OBJECTIVE: Pick out the lines below that contain the string "with" and copy them all.

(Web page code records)
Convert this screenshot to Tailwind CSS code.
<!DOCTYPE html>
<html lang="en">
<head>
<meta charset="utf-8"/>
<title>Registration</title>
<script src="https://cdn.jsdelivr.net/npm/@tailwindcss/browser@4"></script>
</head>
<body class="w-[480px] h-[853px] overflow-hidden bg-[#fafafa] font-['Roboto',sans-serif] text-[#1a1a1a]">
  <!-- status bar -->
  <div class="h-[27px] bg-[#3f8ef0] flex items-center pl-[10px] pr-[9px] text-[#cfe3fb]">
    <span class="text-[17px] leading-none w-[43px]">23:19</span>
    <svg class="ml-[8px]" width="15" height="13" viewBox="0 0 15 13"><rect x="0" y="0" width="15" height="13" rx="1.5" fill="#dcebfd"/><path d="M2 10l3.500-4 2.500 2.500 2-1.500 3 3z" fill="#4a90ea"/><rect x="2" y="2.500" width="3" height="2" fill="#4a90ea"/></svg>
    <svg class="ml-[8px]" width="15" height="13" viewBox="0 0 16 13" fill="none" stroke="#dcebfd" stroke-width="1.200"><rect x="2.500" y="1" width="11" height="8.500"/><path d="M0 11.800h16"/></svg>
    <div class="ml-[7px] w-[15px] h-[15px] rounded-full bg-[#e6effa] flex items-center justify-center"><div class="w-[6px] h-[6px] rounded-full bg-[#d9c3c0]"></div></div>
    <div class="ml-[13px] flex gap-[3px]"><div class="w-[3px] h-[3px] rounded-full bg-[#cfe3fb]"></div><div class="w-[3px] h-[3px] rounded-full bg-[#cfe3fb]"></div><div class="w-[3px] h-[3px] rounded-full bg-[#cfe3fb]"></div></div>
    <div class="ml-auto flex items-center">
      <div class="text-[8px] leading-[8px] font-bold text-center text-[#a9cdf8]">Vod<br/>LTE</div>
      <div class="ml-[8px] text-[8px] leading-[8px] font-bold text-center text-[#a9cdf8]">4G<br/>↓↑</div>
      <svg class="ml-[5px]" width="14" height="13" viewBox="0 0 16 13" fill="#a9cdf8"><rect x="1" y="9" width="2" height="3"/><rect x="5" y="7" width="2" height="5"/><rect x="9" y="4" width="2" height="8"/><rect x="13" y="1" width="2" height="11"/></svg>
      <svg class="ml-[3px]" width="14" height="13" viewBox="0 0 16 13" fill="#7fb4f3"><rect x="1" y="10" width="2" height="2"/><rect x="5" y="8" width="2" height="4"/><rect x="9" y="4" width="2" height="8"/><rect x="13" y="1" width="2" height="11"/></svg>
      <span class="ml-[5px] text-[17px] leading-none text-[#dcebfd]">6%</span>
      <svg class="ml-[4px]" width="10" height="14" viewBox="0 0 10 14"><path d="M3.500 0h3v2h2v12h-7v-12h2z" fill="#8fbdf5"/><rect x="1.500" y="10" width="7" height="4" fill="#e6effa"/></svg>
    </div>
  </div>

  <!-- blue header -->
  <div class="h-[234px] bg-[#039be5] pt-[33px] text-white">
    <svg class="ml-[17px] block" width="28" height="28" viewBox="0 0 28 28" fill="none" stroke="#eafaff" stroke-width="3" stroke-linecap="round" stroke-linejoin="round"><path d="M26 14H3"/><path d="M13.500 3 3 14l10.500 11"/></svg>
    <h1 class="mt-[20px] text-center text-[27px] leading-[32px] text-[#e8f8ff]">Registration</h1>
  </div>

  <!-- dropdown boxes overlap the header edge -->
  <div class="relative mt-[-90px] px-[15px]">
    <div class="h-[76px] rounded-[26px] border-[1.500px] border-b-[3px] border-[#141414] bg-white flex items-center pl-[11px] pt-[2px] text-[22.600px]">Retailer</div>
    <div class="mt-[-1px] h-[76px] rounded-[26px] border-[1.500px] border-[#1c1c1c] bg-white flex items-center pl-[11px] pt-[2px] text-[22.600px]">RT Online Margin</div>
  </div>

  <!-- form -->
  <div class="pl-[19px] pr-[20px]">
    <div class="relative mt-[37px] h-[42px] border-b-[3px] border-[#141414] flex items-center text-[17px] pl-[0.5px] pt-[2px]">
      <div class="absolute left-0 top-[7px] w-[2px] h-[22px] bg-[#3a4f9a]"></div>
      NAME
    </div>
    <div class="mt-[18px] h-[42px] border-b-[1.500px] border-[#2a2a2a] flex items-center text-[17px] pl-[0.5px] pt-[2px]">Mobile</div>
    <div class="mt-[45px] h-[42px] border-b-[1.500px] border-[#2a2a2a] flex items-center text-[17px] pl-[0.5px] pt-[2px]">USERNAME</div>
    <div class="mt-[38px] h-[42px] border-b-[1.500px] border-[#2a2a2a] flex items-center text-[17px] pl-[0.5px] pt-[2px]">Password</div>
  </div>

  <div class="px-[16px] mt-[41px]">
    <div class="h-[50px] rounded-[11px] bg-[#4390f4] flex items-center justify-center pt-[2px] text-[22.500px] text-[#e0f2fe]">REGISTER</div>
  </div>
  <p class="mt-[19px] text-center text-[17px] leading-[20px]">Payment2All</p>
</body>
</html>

---

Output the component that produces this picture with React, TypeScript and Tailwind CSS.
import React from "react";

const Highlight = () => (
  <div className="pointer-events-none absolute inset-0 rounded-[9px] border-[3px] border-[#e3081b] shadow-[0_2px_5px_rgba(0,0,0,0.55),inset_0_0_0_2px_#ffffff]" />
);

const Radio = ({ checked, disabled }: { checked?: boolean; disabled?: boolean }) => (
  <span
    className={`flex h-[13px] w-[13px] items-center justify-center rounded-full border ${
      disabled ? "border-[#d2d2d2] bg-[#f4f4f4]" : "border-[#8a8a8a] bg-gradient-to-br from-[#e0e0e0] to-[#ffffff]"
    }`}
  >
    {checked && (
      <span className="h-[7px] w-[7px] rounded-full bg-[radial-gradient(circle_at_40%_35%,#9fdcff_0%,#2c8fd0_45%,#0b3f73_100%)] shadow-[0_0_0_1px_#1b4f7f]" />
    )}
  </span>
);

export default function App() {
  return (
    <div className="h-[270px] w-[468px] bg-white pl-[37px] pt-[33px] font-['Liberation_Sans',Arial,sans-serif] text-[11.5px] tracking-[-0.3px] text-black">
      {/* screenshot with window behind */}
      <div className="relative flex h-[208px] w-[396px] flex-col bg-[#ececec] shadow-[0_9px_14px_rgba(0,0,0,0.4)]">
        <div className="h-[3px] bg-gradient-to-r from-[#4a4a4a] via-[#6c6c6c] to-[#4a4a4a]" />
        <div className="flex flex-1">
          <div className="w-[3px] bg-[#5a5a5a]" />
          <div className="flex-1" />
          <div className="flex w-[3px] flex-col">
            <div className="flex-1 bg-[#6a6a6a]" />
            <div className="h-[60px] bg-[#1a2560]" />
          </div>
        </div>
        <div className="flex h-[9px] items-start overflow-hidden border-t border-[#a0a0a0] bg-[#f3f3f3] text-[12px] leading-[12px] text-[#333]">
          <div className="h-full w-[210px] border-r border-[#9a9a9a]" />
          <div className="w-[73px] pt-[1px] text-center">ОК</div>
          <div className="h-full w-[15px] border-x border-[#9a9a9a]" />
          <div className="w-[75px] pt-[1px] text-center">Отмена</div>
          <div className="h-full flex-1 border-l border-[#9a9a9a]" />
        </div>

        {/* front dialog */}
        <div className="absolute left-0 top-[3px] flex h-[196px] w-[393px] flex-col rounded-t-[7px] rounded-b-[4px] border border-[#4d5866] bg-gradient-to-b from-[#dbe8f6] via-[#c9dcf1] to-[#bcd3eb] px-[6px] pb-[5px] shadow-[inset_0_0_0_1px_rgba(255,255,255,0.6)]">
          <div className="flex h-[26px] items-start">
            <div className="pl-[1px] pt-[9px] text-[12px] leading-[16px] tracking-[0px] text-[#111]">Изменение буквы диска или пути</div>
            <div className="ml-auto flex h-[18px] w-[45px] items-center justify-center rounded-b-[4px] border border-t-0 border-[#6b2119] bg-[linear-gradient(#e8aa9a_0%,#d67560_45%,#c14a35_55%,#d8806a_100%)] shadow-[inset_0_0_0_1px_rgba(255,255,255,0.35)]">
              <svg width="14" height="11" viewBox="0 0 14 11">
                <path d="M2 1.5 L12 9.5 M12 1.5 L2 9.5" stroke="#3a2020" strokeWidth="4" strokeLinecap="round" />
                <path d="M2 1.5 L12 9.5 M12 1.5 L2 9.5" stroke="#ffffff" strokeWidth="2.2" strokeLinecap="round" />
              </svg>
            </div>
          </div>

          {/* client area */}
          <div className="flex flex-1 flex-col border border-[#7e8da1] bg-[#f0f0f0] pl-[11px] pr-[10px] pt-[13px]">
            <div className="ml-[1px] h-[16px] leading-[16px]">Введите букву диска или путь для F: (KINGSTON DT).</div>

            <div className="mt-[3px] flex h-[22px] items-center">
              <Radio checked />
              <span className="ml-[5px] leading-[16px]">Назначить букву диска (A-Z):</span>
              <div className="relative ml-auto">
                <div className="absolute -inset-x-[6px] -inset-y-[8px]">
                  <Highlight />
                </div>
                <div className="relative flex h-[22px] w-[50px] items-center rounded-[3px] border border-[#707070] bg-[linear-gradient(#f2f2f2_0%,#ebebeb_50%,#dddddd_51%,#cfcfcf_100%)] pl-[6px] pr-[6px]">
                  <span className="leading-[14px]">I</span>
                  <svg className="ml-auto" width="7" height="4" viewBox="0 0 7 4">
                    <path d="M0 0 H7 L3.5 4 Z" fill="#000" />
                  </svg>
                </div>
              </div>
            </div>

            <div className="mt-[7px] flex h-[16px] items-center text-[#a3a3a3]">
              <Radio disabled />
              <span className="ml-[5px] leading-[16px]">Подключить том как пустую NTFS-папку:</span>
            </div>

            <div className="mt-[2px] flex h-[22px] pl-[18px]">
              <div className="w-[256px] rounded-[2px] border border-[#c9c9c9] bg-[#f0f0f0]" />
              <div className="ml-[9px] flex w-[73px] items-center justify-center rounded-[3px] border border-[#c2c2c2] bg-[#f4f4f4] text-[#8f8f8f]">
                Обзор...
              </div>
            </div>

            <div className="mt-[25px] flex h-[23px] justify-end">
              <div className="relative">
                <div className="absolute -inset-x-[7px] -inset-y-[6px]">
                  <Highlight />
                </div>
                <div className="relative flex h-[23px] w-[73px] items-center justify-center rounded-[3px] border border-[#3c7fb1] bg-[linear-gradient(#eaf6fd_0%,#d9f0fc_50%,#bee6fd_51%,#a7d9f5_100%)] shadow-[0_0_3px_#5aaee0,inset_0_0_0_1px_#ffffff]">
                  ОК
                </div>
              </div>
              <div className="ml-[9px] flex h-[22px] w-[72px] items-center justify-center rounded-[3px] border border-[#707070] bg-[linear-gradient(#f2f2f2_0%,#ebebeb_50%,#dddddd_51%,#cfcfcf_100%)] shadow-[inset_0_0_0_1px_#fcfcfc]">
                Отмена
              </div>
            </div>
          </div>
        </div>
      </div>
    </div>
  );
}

EXPECTED ANSWER:
Output the component that produces this picture with React, TypeScript and Tailwind CSS.
      {/* screenshot with window behind */}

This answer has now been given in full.